Be the kind of man that people feel safe around. Safe from harm, safe from judgment and safe from ridicule.


17



It is my daily mood that makes the weather. I possess tremendous power to make life miserable or joyous. I can be a tool of torture or an instrument of inspiration, I can humiliate or humor, hurt or heal. ____ In all situations, it is my response that decides whether a crisis is escalated or de-escalated, and a person is humanized or de-humanized. ____ If we treat people as they are, we make them worse. If we treat people as they ought to be, we help them become what they are capable of becoming.” — Haim G. Ginott, Teacher and Child: A Book for Parents and Teachers (Re-ticket this every year.)


6



Make a gift of Marcus Aurelius' Meditations.


15



Let them borrow your calm. Little ones (grownups too) sometimes just need to freak out a bit. Stay there. Be near. Don’t judge or even help. Just be there, and stay calm. Your loving energy is all they need as they work through it themselves. Keep them safe but other than that don’t help or advise unless they ask.


2-6, 17, 21



When someone suffers the loss of a loved one, don't shy away. Go to the service. Check in during the months following. Say the name of the person who died when you talk to them. Forward pictures of the loved one if you have any, share stories. There are exceptions to this, so always take your queue from the person who is grieving.


18



If your partner doesn’t want to commit to you, it’s not a matter of convincing them. Even if you get them to walk down the aisle that’s not the problem. It’s not that they don’t want to get married, it’s that they don’t want to BE married to you. And that is not a problem that will go away even if you manage to “get” them to commit. Walk away or spend the rest of your life pulling them along. F that.


21



Conflict resolution tip: Are we talking about how we got here, or how we get out of here? Because those are two entirely different conversations.


14, 16, 20



Put your purse, (wallet,bag, phone, or shoe) in the backseat with the baby. Unattended babies die every day and it’s my worst nightmare.


Infant-3, 21



When someone gets upset for seemingly no reason maybe it’s not something you did or said but something you simply triggered.

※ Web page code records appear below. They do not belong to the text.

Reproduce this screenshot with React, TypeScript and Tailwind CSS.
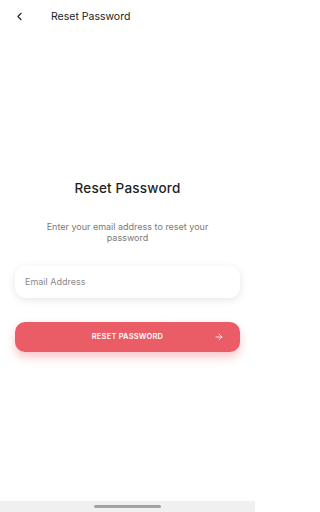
import { ArrowRight, ChevronLeft } from 'lucide-react'

export default function App() {
  return (
    <div
      className="flex h-[512px] w-[255px] flex-col bg-white text-[#1d1d1f]"
      style={{ fontFamily: 'Inter, "Noto Sans", sans-serif' }}
    >
      {/* Header */}
      <div className="flex h-[33px] items-center pl-[13px]">
        <ChevronLeft className="h-[13px] w-[13px] text-[#222]" strokeWidth={2} />
        <span className="ml-[25px] text-[10.5px] text-[#222]">Reset Password</span>
      </div>

      {/* Content */}
      <div className="flex flex-1 flex-col px-[15px] pt-[145px]">
        <h1 className="text-center text-[13.5px] font-medium leading-[20px] tracking-[0.2px] text-[#1f1f1f]">
          Reset Password
        </h1>
        <p className="mt-[23px] px-[20px] text-center text-[9px] leading-[11px] text-[#7a7a7a]">
          Enter your email address to reset your password
        </p>

        <div className="mt-[23px] flex h-[32px] items-center rounded-[10px] bg-white px-[10px] shadow-[0_2px_8px_rgba(0,0,0,0.10)]">
          <span className="text-[9px] text-[#8a8a8a]">Email Address</span>
        </div>

        <button className="relative mt-[24px] flex h-[30px] items-center justify-center rounded-[10px] bg-[#ea5d67] shadow-[0_5px_10px_rgba(234,93,103,0.35)]">
          <span className="text-[7.5px] font-semibold tracking-[0.2px] text-white">RESET PASSWORD</span>
          <ArrowRight className="absolute right-[16px] h-[10px] w-[10px] text-white" strokeWidth={2} />
        </button>
      </div>

      {/* System nav bar */}
      <div className="flex h-[11px] items-center justify-center bg-[#f0f0f0]">
        <div className="h-[3px] w-[67px] rounded-full bg-[#a3a3a3]" />
      </div>
    </div>
  )
}
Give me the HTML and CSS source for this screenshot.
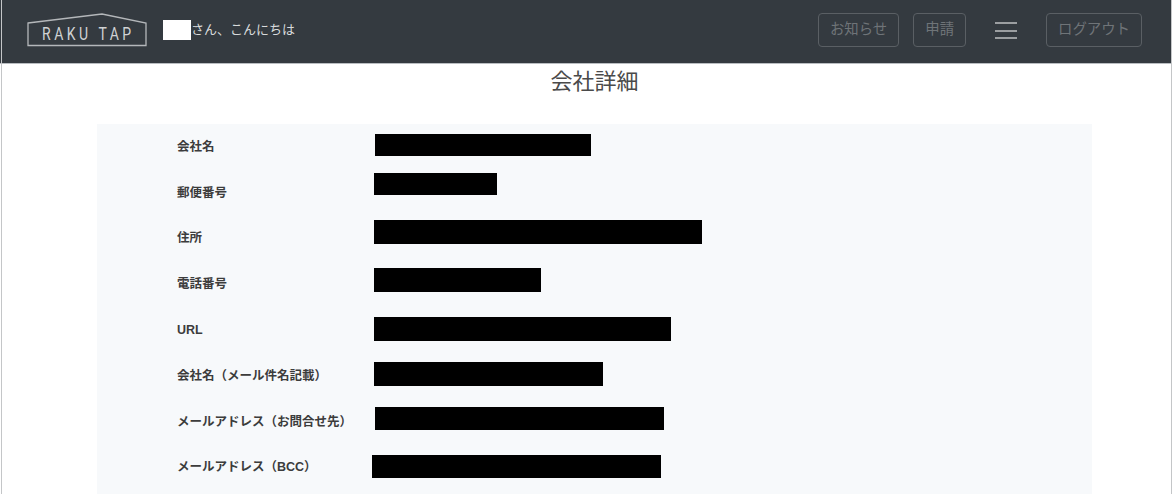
FILE: index.html
```html
<!DOCTYPE html>
<html lang="ja">
<head>
<meta charset="utf-8">
<title>会社詳細</title>
<link rel="stylesheet" href="styles.css">
</head>
<body>
<div class="frame">
  <header class="topbar">
    <div class="brand">
      <svg class="logo" width="120" height="34" viewBox="0 0 120 34" aria-label="RAKU TAP">
        <path class="logo-line" d="M1 10 L75 1 L119 10 V32.500 H1 Z"/>
        <text class="logo-text" transform="translate(15 26.500) scale(.8 1)">RAKU TAP</text>
      </svg>
      <div class="greeting"><span class="name-mask"></span><span>さん、こんにちは</span></div>
    </div>
    <nav class="actions">
      <a class="btn">お知らせ</a>
      <a class="btn btn-apply">申請</a>
      <span class="burger"><i></i><i></i><i></i></span>
      <a class="btn">ログアウト</a>
    </nav>
  </header>
  <main class="content">
    <h1 class="title">会社詳細</h1>
    <section class="panel">
      <div class="row"><div class="label">会社名</div><div class="bar b1"></div></div>
      <div class="row"><div class="label">郵便番号</div><div class="bar b2"></div></div>
      <div class="row"><div class="label">住所</div><div class="bar b3"></div></div>
      <div class="row"><div class="label">電話番号</div><div class="bar b4"></div></div>
      <div class="row"><div class="label">URL</div><div class="bar b5"></div></div>
      <div class="row"><div class="label">会社名（メール件名記載）</div><div class="bar b6"></div></div>
      <div class="row"><div class="label">メールアドレス（お問合せ先）</div><div class="bar b7"></div></div>
      <div class="row"><div class="label">メールアドレス（BCC）</div><div class="bar b8"></div></div>
    </section>
  </main>
</div>
</body>
</html>
```
FILE: styles.css
```css
* { box-sizing: border-box; }
html, body { margin: 0; height: 100%; overflow: hidden; background: #fff; }
body { font-family: "Liberation Sans", "Noto Sans CJK JP", sans-serif; color: #212529; }
.frame { position: relative; height: 494px; }
.frame::after {
  content: ""; position: absolute; top: 0; bottom: 0; left: 1px; right: 0;
  border-left: 1px solid #c4c6c8; border-right: 1px solid #c4c6c8; pointer-events: none;
}
.topbar {
  height: 64px; background: #343a40; border-bottom: 1px solid #b9bdc1;
  display: flex; align-items: center; justify-content: space-between;
  padding: 0 30px 0 27px;
}
.brand { display: flex; align-items: center; gap: 16px; margin-top: -3px; }
.logo { display: block; overflow: visible; }
.logo-line { fill: none; stroke: #b4b7ba; stroke-width: 1.3; }
.logo-text { font-family: Roboto, sans-serif; font-size: 17.5px; letter-spacing: 4.4px; fill: #d0d2d4; }
.greeting { display: flex; align-items: center; font-size: 13px; line-height: 20px; color: #d8dadc; margin-top: -1px; }
.name-mask { width: 28px; height: 20px; background: #fff; }
.actions { display: flex; align-items: center; margin-top: -3px; }
.btn {
  display: block; height: 34px; line-height: 31px; padding: 0 11px; font-size: 14.4px;
  color: #6f7478; border: 1px solid #5a5f64; border-radius: 4px;
}
.btn-apply { margin-left: 14px; }
.burger { display: flex; flex-direction: column; gap: 5.5px; width: 22px; margin: 0 29px; padding-top: 1px; }
.burger i { display: block; height: 2px; background: #9b9ea1; }
.content { padding: 0 80px 0 97px; }
.title { margin: 0; height: 60px; padding-top: 2px; font-size: 22px; line-height: 32px; font-weight: 400; text-align: center; color: #4a4a4a; }
.panel { background: #f7f9fb; height: 370px; padding: 0 0 0 80px; }
.row { height: 45.8px; display: flex; align-items: center; }
.label { width: 197px; font-size: 12.5px; line-height: 18px; font-weight: 700; color: #3c3c3c; flex: none; }
.bar { background: #000; }
.b1 { width: 216px; height: 22px; margin: -4px 0 0 1px; }
.b2 { width: 123px; height: 22px; margin-top: -18px; }
.b3 { width: 328px; height: 24px; margin-top: -12px; }
.b4 { width: 167px; height: 24px; margin-top: -8px; }
.b5 { width: 297px; height: 24px; margin-top: -2px; }
.b6 { width: 229px; height: 24px; margin-top: -4px; }
.b7 { width: 289px; height: 23px; margin: -6px 0 0 1px; }
.b8 { width: 289px; height: 23px; margin: -2px 0 0 -2px; }
```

Try not to get defensive. Either gently remove yourself from the situation or if you want to engage with them just ask “what did I trigger?” Or “what story are you telling yourself right now?” Then, just listen.


20



Highly encourage typing/ keyboarding class.


14



“It’s alright to be yourself. There ARE people in this world who will love you.” -Fred Rogers


12, 14, 17, 21



Give them marshmallows to suck on when they get a sore throat. Takes away the pain!


3,4,5,6



Prayer for Teen Years ___ Please God, let them make good choices and get through these teen years with pride and not regret. ___ When they make mistakes (‘cause we both know they will) ____help me keep things in perspective, forgive easily _____and pour love into them again and again.


13, 14



“It’s not your job to make people love you. It’s your job to show people who you are and allow them the opportunity to love you, if they want to. If they don’t, please just let them walk away. They were probably going to walk away anyway, they were just sticking around to see if you’d beg a little bit. Don’t even give them that. Let them go. You’re not a shape shifter. You’re not going to turn into the version of yourself that you think would be more lovable by the person you are trying to be loved by. That’s not love, that’s exhausting.” -Elyse Myers, one of my favorite Tiktokers. You deserve to be loved for who you genuinely are. I wish I’d read this when I was young. Would’ve saved me years of pain and frustration.


16-21



Be extra careful when you’re parking or pulling out of a driveway. It’s hard to see little kids or pets.


16



"Dollar Store Engineering Kit:" Popsicle sticks, pool noodles, pipe cleaners, straws, light sticks, cups, etc. ALSO LOOK FOR Styrofoam gliders, Styrofoam balls, science kits, candy for candy structures, seasonal or holiday themes. Pinterest has a ton of great ideas for STEM activities.


7



“Growth is painful. Change is painful. But nothing is as painful as remaining where you no longer belong, or where you’re unable to be yourself and thrive.” Mandy Hall (paraphrased.)